Handheld-to-remote-display is a perfect application for Bluetooth; Intel Research prototyped it over 3 years ago (see Web 2.5 Pocket Servers). Unfortunately, handheld makers don't grok the potential of web architecture, consumed as they are with building so-called smartphones to head off the threat posed by ordinary mobile phones.

Real pocket web servers will eventually appear—they've been technically feasible for several years—if not by Bluetooth, then by UWB. They will likely evolve from flash drives. Contemporary flash drives are already a plausible deployment vehicle for always-on-you web servers.

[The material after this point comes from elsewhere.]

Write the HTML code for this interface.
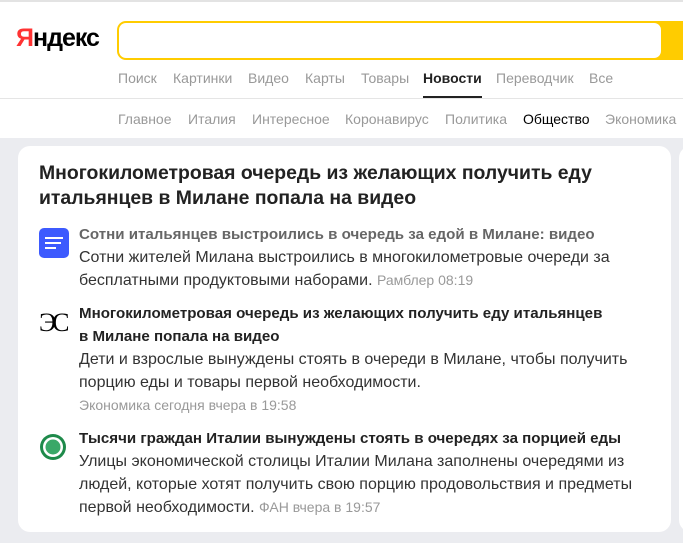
<!DOCTYPE html>
<html><head><meta charset="utf-8"><style>
*{margin:0;padding:0;box-sizing:border-box}
body{width:683px;height:543px;overflow:hidden;background:#ebecf0;font-family:"Liberation Sans",sans-serif;position:relative}
.hdr{position:absolute;left:0;top:0;width:683px;height:138px;background:#fff;border-top:2px solid #e3e3e3}
.logo{position:absolute;left:16px;top:22px;font-size:25px;font-weight:bold;color:#000;letter-spacing:-1px}
.logo span{color:#f33}
.search{position:absolute;left:117px;top:19px;width:600px;height:39px;background:#fc0;border-radius:9px}
.search .in{position:absolute;left:2px;top:2px;width:542px;height:35px;background:#fff;border-radius:7px}
.nav{position:absolute;top:68px;left:118px;font-size:14px;color:#999;white-space:nowrap}
.nav span{position:absolute;top:0}
.nav b{color:#222;position:relative;display:inline-block}
.nav b:after{content:"";position:absolute;left:0;right:0;top:26px;height:3px;background:#222}
.line{position:absolute;left:0;top:96px;width:683px;height:1px;background:#e5e5e5}
.nav2{position:absolute;top:109px;left:0;font-size:14px;color:#999;white-space:nowrap}
.nav2 span{position:absolute;top:0}
.card{position:absolute;left:18px;top:146px;width:653px;height:386px;background:#fff;border-radius:12px}
.card2{position:absolute;left:679px;top:146px;width:40px;height:386px;background:#fff;border-radius:12px}
h1{position:absolute;left:21px;top:15px;font-size:19.4px;line-height:25px;color:#222;font-weight:bold}
.it{position:absolute;left:61px;width:580px;font-size:16px;line-height:23px;color:#333}
.it .t{font-weight:bold;color:#222;font-size:15.1px}
.it .t.v{color:#666}
.m{font-size:14px;color:#999}
.ic{position:absolute;left:21px}
</style></head><body>
<div class="hdr">
<div class="logo"><span>Я</span>ндекс</div>
<div class="search"><div class="in"></div></div>
<div class="nav" style="left:0"><span style="left:118px">Поиск</span><span style="left:173px">Картинки</span><span style="left:248px">Видео</span><span style="left:305px">Карты</span><span style="left:361px">Товары</span><span style="left:423px"><b>Новости</b></span><span style="left:496px">Переводчик</span><span style="left:589px">Все</span></div>
<div class="line"></div>
<div class="nav2"><span style="left:118px">Главное</span><span style="left:188px">Италия</span><span style="left:252px">Интересное</span><span style="left:345px">Коронавирус</span><span style="left:445px">Политика</span><span style="left:523px;color:#000">Общество</span><span style="left:605px">Экономика</span></div>
</div>
<div class="card">
<h1>Многокилометровая очередь из желающих получить еду итальянцев в Милане попала на видео</h1>
<svg class="ic" style="top:82px" width="30" height="30"><rect width="30" height="30" rx="5" fill="#3d5afe"/><rect x="6" y="9" width="18" height="2" fill="#fff"/><rect x="6" y="14" width="16" height="2" fill="#fff"/><rect x="6" y="19" width="11" height="2" fill="#fff"/></svg>
<div class="it" style="top:77px"><div class="t v">Сотни итальянцев выстроились в очередь за едой в Милане: видео</div>Сотни жителей Милана выстроились в многокилометровые очереди за бесплатными продуктовыми наборами. <span class="m">Рамблер 08:19</span></div>
<div class="ic" style="top:162px;font-family:'Liberation Serif',serif;font-size:26px;color:#000;letter-spacing:-4px">ЭС</div>
<div class="it" style="top:156px"><div class="t">Многокилометровая очередь из желающих получить еду итальянцев<br>в Милане попала на видео</div>Дети и взрослые вынуждены стоять в очереди в Милане, чтобы получить порцию еды и товары первой необходимости.<div class="m" style="line-height:22px">Экономика сегодня вчера в 19:58</div></div>
<svg class="ic" style="top:287px" width="28" height="28"><circle cx="14" cy="14" r="13" fill="#1e8a4a"/><circle cx="14" cy="14" r="10" fill="#fff"/><circle cx="14" cy="14" r="7.5" fill="#3aa868"/></svg>
<div class="it" style="top:281px"><div class="t">Тысячи граждан Италии вынуждены стоять в очередях за порцией еды</div>Улицы экономической столицы Италии Милана заполнены очередями из людей, которые хотят получить свою порцию продовольствия и предметы первой необходимости. <span class="m">ФАН вчера в 19:57</span></div>
</div>
<div class="card2"></div>
</body></html>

You plug in the drive, your personal/peer-to-peer web services run directly from it, they hit the local screen and possibly others via Wi-Fi, and you unplug the drive to quit.

Web 2.0 technologies, particularly SVG & AJAX, fill two big gaps in the web model, and thus open the door to Web 2.5, wherein web services run from your pocket, wherever you are, whenever you need them.

Wednesday, December 21, 2005

AoyW Pocket Servers

Web 2.5 services should run from almost any mobile device, but the ideal host is a wireless pocket server—something the size of a flash drive or credit card. Unfortunately, wi-fi doesn't allow for a battery-powered access point, which is what the pocket server should be in a wi-fi context. Bluetooth hasn't caught on as a replacement for USB, and a high-rate WPAN, based on some form of "ultra-wideband", has yet to escape the demo theater. That's why we haven't seen more of these guys.

There are two candidates, however, one a research project at Intel, the other a new offering from startup Realm Systems...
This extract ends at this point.